Several techniques (such as settling, skimming, centrifuging, and filtering) are
available for clarifying used cutting fluids. Recycling involves treatment of the fluids
with various additives, agents, biocides, and deodorizers, as well as water treatment
(for water-based fluids). Disposal practices for these fluids must comply with federal,
state, and local laws and regulations.
22.I2.l Near-dry and Dry Machining
For economic and environmental reasons, there has been a continuing worldwide
trend since the mid-1990s to minimize or eliminate the use of metalworking fluids.
This trend has led to the practice of near-dry machining (NDM), with major benefits
such as the following:
° Alleviating the environmental impact of using cutting fluids, improving air
quality in manufacturing plants, and reducing health hazards.
° Reducing the cost of machining operations, including the cost of maintenance,
recycling, and disposal of cutting fluids.
° Further improving surface quality.
The significance of this approach becomes apparent when one notes that, in
the United States alone, millions of gallons of metalworking fluids are consumed
each year. Furthermore, it has been estimated that metalworking fluids constitute
about 7 to 17% of the total machining costs.
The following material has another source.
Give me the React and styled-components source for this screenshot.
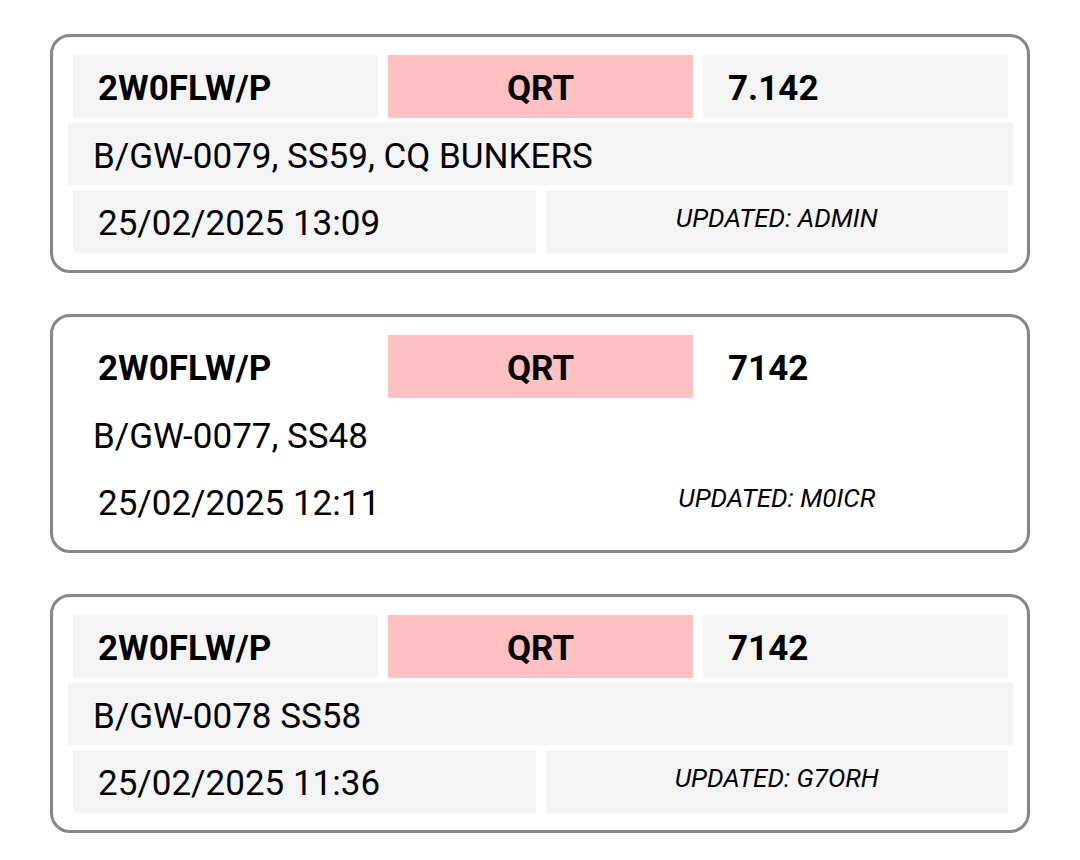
import React from 'react'
import styled, {createGlobalStyle} from "styled-components";

const spots = [
    {call: '2W0FLW/P', status: 'QRT', freq: '7.142', ref: 'B/GW-0079, SS59, CQ BUNKERS', time: '25/02/2025 13:09', by: 'ADMIN', shaded: true},
    {call: '2W0FLW/P', status: 'QRT', freq: '7142', ref: 'B/GW-0077, SS48', time: '25/02/2025 12:11', by: 'M0ICR', shaded: false},
    {call: '2W0FLW/P', status: 'QRT', freq: '7142', ref: 'B/GW-0078 SS58', time: '25/02/2025 11:36', by: 'G7ORH', shaded: true},
]

function App() {
    return (
        <>
            <GlobalStyle />
            <StyledList>
                {spots.map((spot, index) => <SpotCard key={index} spot={spot} />)}
            </StyledList>
        </>
    )
}

function SpotCard({spot}) {
    const shaded = spot.shaded
    return (
        <StyledCard>
            <TopRow>
                <Cell $bold $shaded={shaded}>{spot.call}</Cell>
                <Cell $bold $center $tone="#ffc1c1">{spot.status}</Cell>
                <Cell $bold $shaded={shaded}>{spot.freq}</Cell>
            </TopRow>
            <RefRow $shaded={shaded}>{spot.ref}</RefRow>
            <BottomRow>
                <Cell $shaded={shaded}>{spot.time}</Cell>
                <Updated $shaded={shaded}>UPDATED: {spot.by}</Updated>
            </BottomRow>
        </StyledCard>
    )
}

const GlobalStyle = createGlobalStyle`
  body {
    margin: 0;
    background: #fff;
    font-family: Roboto, "Noto Sans", sans-serif;
    color: #000;
  }
`

const StyledList = styled.div`
  display: flex;
  flex-direction: column;
  gap: 41px;
  padding: 34px 50px;
`

const StyledCard = styled.div`
  width: 980px;
  box-sizing: border-box;
  border: 3px solid #878787;
  border-radius: 20px;
  padding: 18px 14px 17px 15px;
  display: flex;
  flex-direction: column;
  gap: 5px;
`

const TopRow = styled.div`
  display: grid;
  grid-template-columns: repeat(3, 1fr);
  gap: 10px;
  margin: 0 5px;
`

const BottomRow = styled.div`
  display: grid;
  grid-template-columns: 1fr 1fr;
  gap: 10px;
  margin: 0 5px;
`

const Cell = styled.div`
  height: 63px;
  display: flex;
  align-items: center;
  justify-content: ${p => p.$center ? 'center' : 'flex-start'};
  padding: 4px 25px 0;
  box-sizing: border-box;
  font-size: 35px;
  font-weight: ${p => p.$bold ? 700 : 400};
  background: ${p => p.$tone || (p.$shaded ? '#f4f4f4' : 'transparent')};
  white-space: nowrap;
`

const RefRow = styled.div`
  height: 62px;
  display: flex;
  align-items: center;
  padding: 4px 25px 0;
  box-sizing: border-box;
  font-size: 35px;
  background: ${p => p.$shaded ? '#f4f4f4' : 'transparent'};
`

const Updated = styled.div`
  height: 63px;
  display: flex;
  align-items: center;
  justify-content: center;
  padding-bottom: 8px;
  box-sizing: border-box;
  font-size: 26px;
  font-style: italic;
  background: ${p => p.$shaded ? '#f4f4f4' : 'transparent'};
`

export default App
The principle behind near-dry cutting is the application of a fine mist of an
air-fluid mixture containing a very small amount of cutting fluid, which may be refor-
mulated to contain vegetable oil. The mixture is delivered to the cutting zone through
the spindle of the machine tool, typically through a 1-mm-diameter nozzle and under
a pressure of 600 kPa. lt is used at rates on the order of 1 to 100 cc/hr, which is esti-
mated to be (at most) one ten-thousandth of that used in flood cooling. Consequently,
the process is also known as minimum-quantity lubrication (MQL).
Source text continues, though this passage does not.